While many people look for spiritual guidance at the end of life, hospice pastoral care is always optional. There are a lot of emotions that come up at the end of someone’s life. The hospice chaplain’s job is to build trusted connections so patients and their loved ones can open up and communicate any last wishes, regrets, concerns, hopes, or dreams safely.  
Volunteers & Volunteer Coordinators
Volunteers add another layer of care to what the clinical and spiritual teams provide. At Faith Hospice, we rely on many volunteers who selflessly give their time to serve. They get involved in many ways, including:  
  • Offering companionship by sitting, playing games, walking, or reading with a patient
  • Joining our 11th Hour volunteer team to support and pray with patients during their last hours
  • Bringing music into someone’s home or providing pet visits
  • Administrative tasks such as greeting our guests or office help
  • Providing relief for caregivers
  • Assisting families with household tasks (such as watering flowers or housekeeping)
  • Capturing life memories and legacy creation through scrapbooking, audio recording, or journaling
As volunteer Phyllis Phillips puts it, “Being with someone in their last hour is the greatest gift we can give to a person. To spend those special hours and moments with them during the transition from one life to another is a personal conviction – it was handwritten for me.” In these times of social distancing, our volunteers have not been able to be with patients in person. Yet, they continue to go above and beyond finding ways to help:  
  • Service projects such as making handmade cards, weighted blankets, and fidget mats
  • Sewing projects—quilts, pillowcases, and more
  • Computer projects
  • Our Cookie Ministry at Trillium Woods
It is the Volunteer Coordinator’s job to recruit and train caring, willing people with the motivation to serve others in their last days, weeks, or months. Coordinators also remain in close contact with the rest of the care team and the patient to see how volunteers can best contribute to the care plan.

“Our volunteers are such a blessing to patients and their families! Lonely folks receive companionship; patients who enjoyed music throughout their lives are energized by a serenade or a concert; family caregivers can leave for a dentist appointment, lunch date, or simple trip to the grocery store knowing that their loved one is not alone.”

—Therese Schneider, Volunteer Coordinator

Bereavement Team
While the main portion of hospice care focuses on enhancing the patient’s life until the very end of it, we go beyond that, extending our services to individuals after their loved one has passed. The Faith Hospice Bereavement Team provides counseling and guidance during this difficult time. It is not a step-by-step guide to grieving but rather provides companionship, understanding, and support that helps each individual through their own process.  “You see loved ones going through different steps and different stages. But it’s not always the same because grief isn’t linear. It doesn’t go in a straight line. Grief can be very cyclical. And so many people think they’re going crazy, when in fact, they’re just grieving.
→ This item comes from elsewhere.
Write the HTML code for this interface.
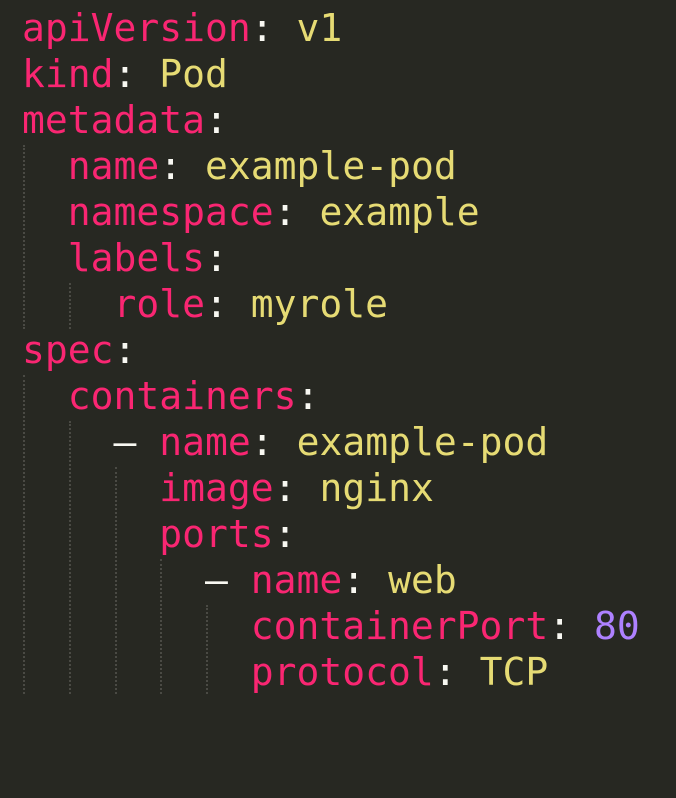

And so it’s really my job to help them understand that this is a process and it’s normal, and it’s going to be really hard right now, but it will get easier.” - Janet Jaymin, Bereavement Manager To learn more about the importance and impact of our bereavement services, head to our blog.
It Takes Us All
As you can see, there is a lot that goes into a hospice care team. Yes, a lot of people but mostly a lot of love, compassion, and understanding. We’re so appreciative of the team we have here at Faith Hospice, and we hope that this article sheds some light on all of the selfless work they do.